** START OF Collected data **

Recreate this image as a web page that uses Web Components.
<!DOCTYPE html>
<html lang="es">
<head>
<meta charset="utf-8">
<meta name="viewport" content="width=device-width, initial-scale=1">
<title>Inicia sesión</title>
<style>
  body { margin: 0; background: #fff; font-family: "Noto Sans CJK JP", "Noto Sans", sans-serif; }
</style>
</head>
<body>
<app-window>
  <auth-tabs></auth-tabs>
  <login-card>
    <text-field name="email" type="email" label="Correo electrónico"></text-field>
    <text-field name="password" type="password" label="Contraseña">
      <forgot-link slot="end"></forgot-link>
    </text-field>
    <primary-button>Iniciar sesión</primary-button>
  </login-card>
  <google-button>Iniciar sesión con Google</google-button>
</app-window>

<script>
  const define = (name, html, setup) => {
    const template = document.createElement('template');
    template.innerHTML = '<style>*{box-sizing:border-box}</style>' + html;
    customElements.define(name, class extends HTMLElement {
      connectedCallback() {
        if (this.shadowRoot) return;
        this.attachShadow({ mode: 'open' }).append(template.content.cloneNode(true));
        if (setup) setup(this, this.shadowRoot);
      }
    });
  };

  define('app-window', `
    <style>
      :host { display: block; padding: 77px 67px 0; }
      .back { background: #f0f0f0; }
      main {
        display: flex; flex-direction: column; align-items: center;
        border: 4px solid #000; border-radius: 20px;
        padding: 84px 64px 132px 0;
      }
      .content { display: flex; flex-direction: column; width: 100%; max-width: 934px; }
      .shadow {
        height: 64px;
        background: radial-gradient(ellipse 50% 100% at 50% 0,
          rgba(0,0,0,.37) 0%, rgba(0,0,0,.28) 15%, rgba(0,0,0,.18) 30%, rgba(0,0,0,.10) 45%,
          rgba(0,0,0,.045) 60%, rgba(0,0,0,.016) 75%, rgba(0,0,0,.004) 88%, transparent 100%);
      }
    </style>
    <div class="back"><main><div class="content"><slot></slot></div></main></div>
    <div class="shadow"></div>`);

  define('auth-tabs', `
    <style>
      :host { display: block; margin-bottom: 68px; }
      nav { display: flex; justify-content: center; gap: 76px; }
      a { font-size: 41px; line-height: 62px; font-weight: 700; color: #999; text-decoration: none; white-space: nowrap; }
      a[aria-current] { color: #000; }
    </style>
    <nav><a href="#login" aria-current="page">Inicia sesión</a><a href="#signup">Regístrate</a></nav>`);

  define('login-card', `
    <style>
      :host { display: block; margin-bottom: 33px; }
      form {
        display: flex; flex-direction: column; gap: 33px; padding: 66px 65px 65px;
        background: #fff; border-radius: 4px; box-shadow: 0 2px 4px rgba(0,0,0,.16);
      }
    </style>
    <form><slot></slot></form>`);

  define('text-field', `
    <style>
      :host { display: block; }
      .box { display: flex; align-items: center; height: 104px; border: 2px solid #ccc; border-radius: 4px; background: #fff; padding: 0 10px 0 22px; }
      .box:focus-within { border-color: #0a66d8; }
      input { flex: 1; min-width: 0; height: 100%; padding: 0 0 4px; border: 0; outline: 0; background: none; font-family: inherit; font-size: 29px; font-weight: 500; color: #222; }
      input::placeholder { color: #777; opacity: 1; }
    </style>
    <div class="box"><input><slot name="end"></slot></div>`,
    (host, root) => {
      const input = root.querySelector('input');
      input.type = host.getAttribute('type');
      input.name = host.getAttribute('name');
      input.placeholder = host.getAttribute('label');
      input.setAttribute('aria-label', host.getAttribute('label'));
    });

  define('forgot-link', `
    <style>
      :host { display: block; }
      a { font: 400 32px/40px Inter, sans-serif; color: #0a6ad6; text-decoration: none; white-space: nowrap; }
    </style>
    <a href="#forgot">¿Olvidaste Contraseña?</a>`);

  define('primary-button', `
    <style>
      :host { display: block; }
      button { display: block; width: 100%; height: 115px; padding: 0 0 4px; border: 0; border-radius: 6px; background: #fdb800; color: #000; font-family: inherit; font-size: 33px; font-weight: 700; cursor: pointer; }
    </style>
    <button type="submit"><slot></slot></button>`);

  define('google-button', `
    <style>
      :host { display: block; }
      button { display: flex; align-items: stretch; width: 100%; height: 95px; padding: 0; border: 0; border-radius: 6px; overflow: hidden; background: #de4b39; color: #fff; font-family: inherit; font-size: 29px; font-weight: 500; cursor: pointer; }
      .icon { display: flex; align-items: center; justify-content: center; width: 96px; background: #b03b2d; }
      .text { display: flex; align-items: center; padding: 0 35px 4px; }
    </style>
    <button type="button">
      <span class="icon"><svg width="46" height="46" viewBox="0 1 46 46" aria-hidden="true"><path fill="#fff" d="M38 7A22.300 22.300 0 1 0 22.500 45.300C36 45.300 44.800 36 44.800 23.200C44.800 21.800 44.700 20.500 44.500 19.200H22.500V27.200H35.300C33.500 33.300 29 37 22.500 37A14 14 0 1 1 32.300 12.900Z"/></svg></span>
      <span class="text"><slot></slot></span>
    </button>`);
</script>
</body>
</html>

** END OF Collected data **

[Goal]: Pick out all lines from the data above in which the word "this" appears.

[The result]:
Recreate this image as a web page that uses Web Components.
        if (this.shadowRoot) return;
        this.attachShadow({ mode: 'open' }).append(template.content.cloneNode(true));
        if (setup) setup(this, this.shadowRoot);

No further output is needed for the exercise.